Configuration
Snowpack is configured through environment variables. Each component reads its own set of variables at startup. Variables without a default are required.
API
The API server connects to Spark Thrift Server for query execution and to Postgres for job state and cached health data.
| Variable | Default | Description |
|---|---|---|
SNOWPACK_SPARK_HOST | localhost | Spark Thrift Server hostname. |
SNOWPACK_SPARK_PORT | 10000 | Spark Thrift Server port. |
SNOWPACK_CATALOG | glue_catalog | Iceberg catalog name used in Spark SQL statements. |
SNOWPACK_POSTGRES_HOST | localhost | PostgreSQL hostname. |
SNOWPACK_POSTGRES_PORT | 5432 | PostgreSQL port. |
SNOWPACK_POSTGRES_DATABASE | snowpack | PostgreSQL database name. |
SNOWPACK_POSTGRES_USER | snowpack | PostgreSQL username. |
SNOWPACK_POSTGRES_PASSWORD | — | PostgreSQL password. No default; must be provided. |
SNOWPACK_DRAIN_MODE | off | Set to on to reject new maintenance submissions. Existing running jobs are unaffected. Useful during planned Spark downtime. |
Health Sync Worker
The health sync worker periodically loads table metadata from the PyIceberg catalog and writes health snapshots to Postgres. It also optionally pushes metrics to Mimir via OTLP.

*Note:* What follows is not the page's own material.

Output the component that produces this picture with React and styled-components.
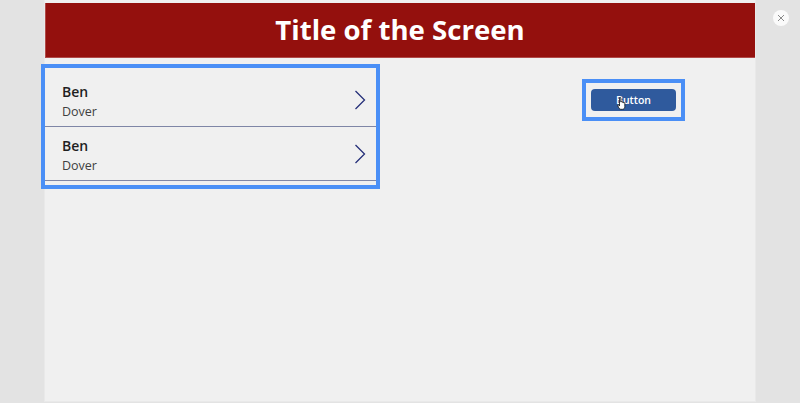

| Variable | Default | Description |
|---|---|---|
SNOWPACK_HEALTH_SYNC_INTERVAL_SECONDS | 900 | Health sync cadence in seconds (15 min). Set to 0 to disable the sync loop entirely. |
SNOWPACK_HEALTH_SYNC_DATABASES | (all) | Comma-separated list of databases to sync. When unset, all databases in the catalog are synced. |
SNOWPACK_HEALTH_SYNC_CONCURRENCY | 10 | Max concurrent PyIceberg table loads. Use ~2 on memory-constrained pods to avoid OOM kills. |
SNOWPACK_MIMIR_ENDPOINT | (unset) | OTLP gRPC endpoint for Mimir metrics push. Leave empty to disable metrics push. |
SNOWPACK_GLUE_CATALOG | lakehouse_dev | Glue catalog name used by PyIceberg for direct metadata access. |
AWS_REGION | us-east-1 | AWS region for Glue and S3 API calls. |
Orchestrator
The orchestrator is a CronJob that queries the API for table health, decides which tables need maintenance, and submits jobs. It does not connect to Spark directly.
| Variable | Default | Description |
|---|---|---|
SNOWPACK_API_URL | http://snowpack-api.snowpack.svc.cluster.local | Snowpack API base URL. The orchestrator calls this for health checks and job submissions. |
SNOWPACK_MAINTENANCE_CADENCE_HOURS | 6 | Global minimum hours between maintenance runs for a given table. Individual tables can override this via the snowpack.maintenance_cadence_hours table property. |
SNOWPACK_HEALTH_CONCURRENCY | 10 | Max concurrent health check requests to the API during the discovery phase. |
SNOWPACK_MAX_SUBMIT | 3 | Max jobs the orchestrator will queue in a single run. Prevents overloading Spark when many tables need maintenance simultaneously. |
SNOWPACK_POLL_INTERVAL | 30 | Seconds between job status polls while waiting for submitted jobs to complete. |
SNOWPACK_OPT_IN_MODE | true | When true, only tables with snowpack.maintenance_enabled = true are considered. When false, all tables are eligible unless explicitly excluded via compaction_skip. |
SNOWPACK_INCLUDE_DATABASES | (unset) | Comma-separated database allowlist. When set, only tables in these databases are considered. This is the Helm orchestrator.allowedDatabases value. |
SNOWPACK_DRY_RUN | false | When true, the orchestrator logs all decisions but does not submit any maintenance jobs. Useful for validating configuration changes. |
SNOWPACK_SLACK_WEBHOOK_URL | (unset) | Slack incoming webhook URL. When set, the orchestrator posts a summary after each run. Optional. |